Aprovechando
el viaje hacia el Rocío que hice la semana pasada, como el tren del AVE llegó a
las 12 de la mañana a Sevilla, aproveché unas cuantas horas para pasearme por
esta hermosísima ciudad. En ella yo he estado muchas veces -(¡soy sevillano de
cuna!)- pero uno nunca se cansa de callejear por los barrios de esta preciosa
ciudad.
Así que
comencé rezando unas Salve en la Macarena, y dirigiendo mis pasos por la calle
Betis, fui contemplando sin ninguna prisa la vibrante vida y el bullicio de los
sevillanos de estos barrios. Pasé por el Cristo del Gran Poder, (me admiró la
intensa devoción) y después me senté un rato en un banco de la Alameda de Hércules.

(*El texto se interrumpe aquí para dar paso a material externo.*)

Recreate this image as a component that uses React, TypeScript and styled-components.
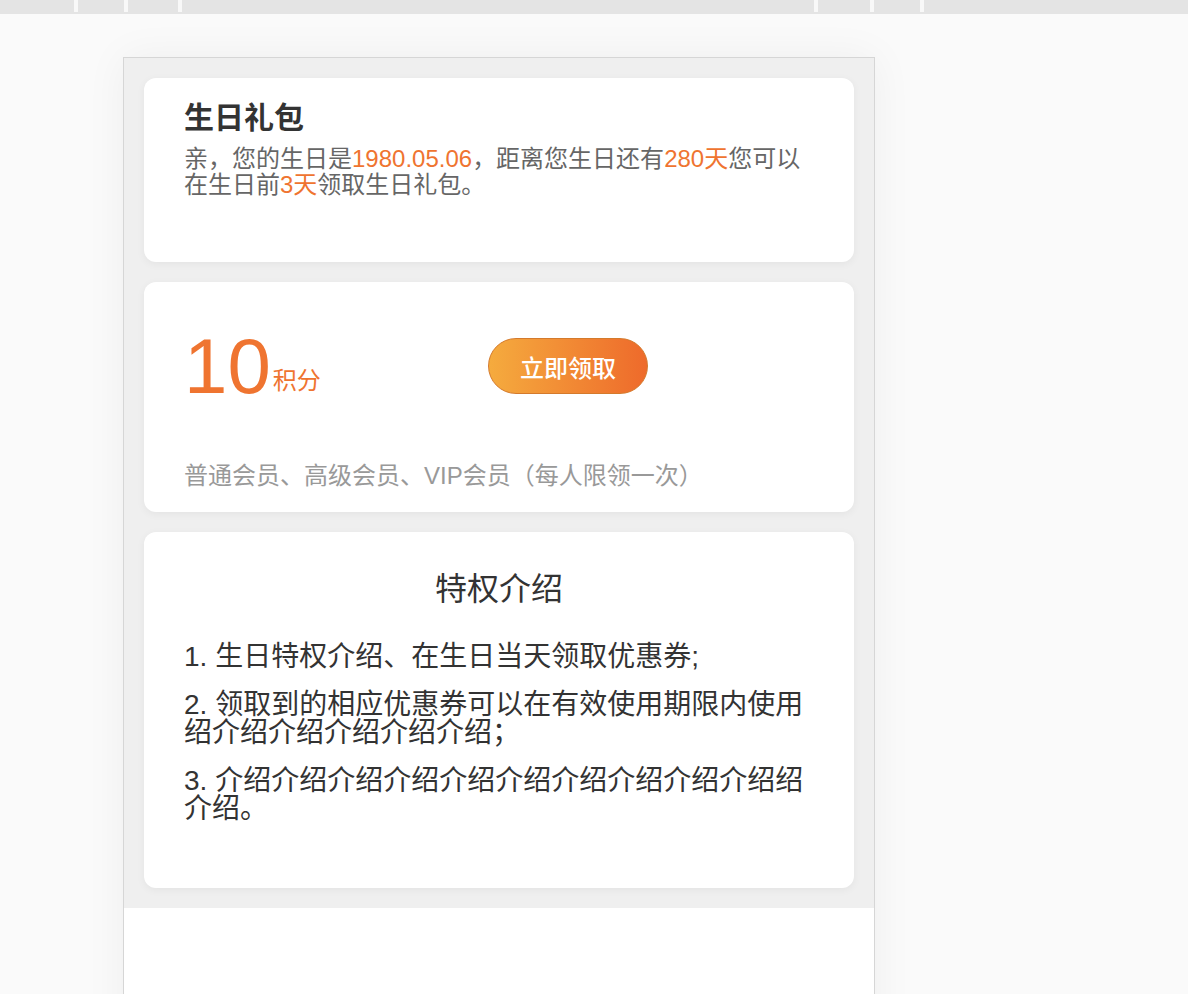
import React from "react";
import styled, { createGlobalStyle } from "styled-components";

const GlobalStyle = createGlobalStyle`
  html, body {
    margin: 0;
    padding: 0;
    background: #fafafa;
    font-family: "Liberation Sans", "Noto Sans CJK SC", sans-serif;
  }
  * { box-sizing: border-box; }
`;

const Page = styled.div`
  height: 100vh;
  overflow: hidden;
  display: flex;
  flex-direction: column;
`;

const TopBar = styled.div`
  height: 14px;
  background: #e4e4e4;
  display: flex;
  align-items: flex-start;
  flex-shrink: 0;
`;

const Tick = styled.span<{ $offset: number }>`
  display: block;
  width: 4px;
  height: 12px;
  background: #f8f8f8;
  margin-left: ${(p) => p.$offset}px;
`;

const Stage = styled.div`
  flex: 1;
  padding: 43px 0 0 123px;
`;

const Phone = styled.div`
  width: 752px;
  height: 1100px;
  border: 1px solid #d6d6d6;
  background: #ffffff;
  box-shadow: 0 0 40px rgba(0, 0, 0, 0.05);
  display: flex;
  flex-direction: column;
`;

const Content = styled.div`
  background: #efefef;
  padding: 20px;
  display: flex;
  flex-direction: column;
  gap: 20px;
`;

const Card = styled.div<{ $height?: number }>`
  background: #ffffff;
  border-radius: 12px;
  box-shadow: 0 2px 8px rgba(0, 0, 0, 0.05);
  ${(p) => (p.$height ? `height: ${p.$height}px;` : "")}
`;

const GiftCard = styled(Card)`
  padding: 25px 40px 0 40px;
`;

const GiftTitle = styled.h2`
  margin: 0 0 13px 0;
  font-size: 30px;
  line-height: 30px;
  font-weight: 700;
  color: #333333;
`;

const GiftText = styled.p`
  margin: 0;
  font-size: 24px;
  line-height: 26px;
  color: #666666;
`;

const Accent = styled.span`
  color: #ef7430;
`;

const PointsCard = styled(Card)`
  padding: 45px 40px 24px 40px;
`;

const PointsRow = styled.div`
  display: flex;
  align-items: center;
`;

const Amount = styled.div`
  width: 304px;
  color: #ef7430;
  white-space: nowrap;
`;

const AmountNumber = styled.span`
  font-size: 78px;
  line-height: 78px;
`;

const AmountUnit = styled.span`
  font-size: 24px;
  line-height: 24px;
  vertical-align: 4px;
  margin-left: 2px;
`;

const ClaimButton = styled.button`
  width: 160px;
  height: 56px;
  border-radius: 28px;
  border: 1px solid #d47a2c;
  background: linear-gradient(90deg, #f5ab3e 0%, #ee6a2b 100%);
  color: #ffffff;
  font-family: "Liberation Sans", "Noto Sans CJK SC", sans-serif;
  font-size: 24px;
  font-weight: 500;
  padding: 0;
  cursor: pointer;
`;

const PointsNote = styled.p`
  margin: 59px 0 0 0;
  font-size: 24px;
  line-height: 24px;
  color: #999999;
`;

const IntroCard = styled(Card)`
  padding: 41px 40px 65px 40px;
`;

const IntroTitle = styled.h3`
  margin: 0 0 38px 0;
  text-align: center;
  font-size: 32px;
  line-height: 32px;
  font-weight: 400;
  color: #333333;
`;

const IntroList = styled.div`
  display: flex;
  flex-direction: column;
  gap: 20px;
`;

const IntroItem = styled.p`
  margin: 0;
  font-size: 28px;
  line-height: 28px;
  color: #333333;
`;

const ticksLeft = [74, 46, 50];
const ticksRight = [814 - 182, 52, 46];

export default function App() {
  return (
    <>
      <GlobalStyle />
      <Page>
        <TopBar>
          {ticksLeft.map((o, i) => (
            <Tick key={`l${i}`} $offset={o} />
          ))}
          {ticksRight.map((o, i) => (
            <Tick key={`r${i}`} $offset={o} />
          ))}
        </TopBar>
        <Stage>
          <Phone>
            <Content>
              <GiftCard $height={184}>
                <GiftTitle>生日礼包</GiftTitle>
                <GiftText>
                  亲，您的生日是<Accent>1980.05.06</Accent>，距离您生日还有
                  <Accent>280天</Accent>您可以在生日前<Accent>3天</Accent>
                  领取生日礼包。
                </GiftText>
              </GiftCard>
              <PointsCard>
                <PointsRow>
                  <Amount>
                    <AmountNumber>10</AmountNumber>
                    <AmountUnit>积分</AmountUnit>
                  </Amount>
                  <ClaimButton>立即领取</ClaimButton>
                </PointsRow>
                <PointsNote>普通会员、高级会员、VIP会员（每人限领一次）</PointsNote>
              </PointsCard>
              <IntroCard>
                <IntroTitle>特权介绍</IntroTitle>
                <IntroList>
                  <IntroItem>1. 生日特权介绍、在生日当天领取优惠券;</IntroItem>
                  <IntroItem>
                    2. 领取到的相应优惠券可以在有效使用期限内使用绍介绍介绍介绍介绍介绍；
                  </IntroItem>
                  <IntroItem>
                    3. 介绍介绍介绍介绍介绍介绍介绍介绍介绍介绍绍介绍。
                  </IntroItem>
                </IntroList>
              </IntroCard>
            </Content>
          </Phone>
        </Stage>
      </Page>
    </>
  );
}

Entré después en una de las abundantes tabernas que hay por allí, y pedí que me
diera de comer. Degusté unas berenjenas fritas como miel y unos pescaditos
fritos. Delicioso.
Después
del desagradable encuentro en la plaza de la Encarnación con un gigantesco
aparato arquitectónico que ha puesto el
Ayuntamiento para cubrir el mercado que allí se hace, .una especie de setas
gigantes que hacen de parasol-, me
dirigí hacia el Museo de Bellas Artes de San Fernando. Volví a contemplar las
pinturas de Murillo y de Zurbarán, que parecían esperarme. Las Inmaculadas de manto azul y miradas arrobadas, los monjes con
sus hábitos blancos y en éxtasis. Pero
en ese museo la belleza parece salirse de los cuadros y de las salas de
exposición. Los patios de lo que fue antes monasterio, con su estanques, sus
arriates, sus flores, son otras auténticas magistrales obras de arte. Este
museo parece una sucursal sevillana del Generalife de Granada.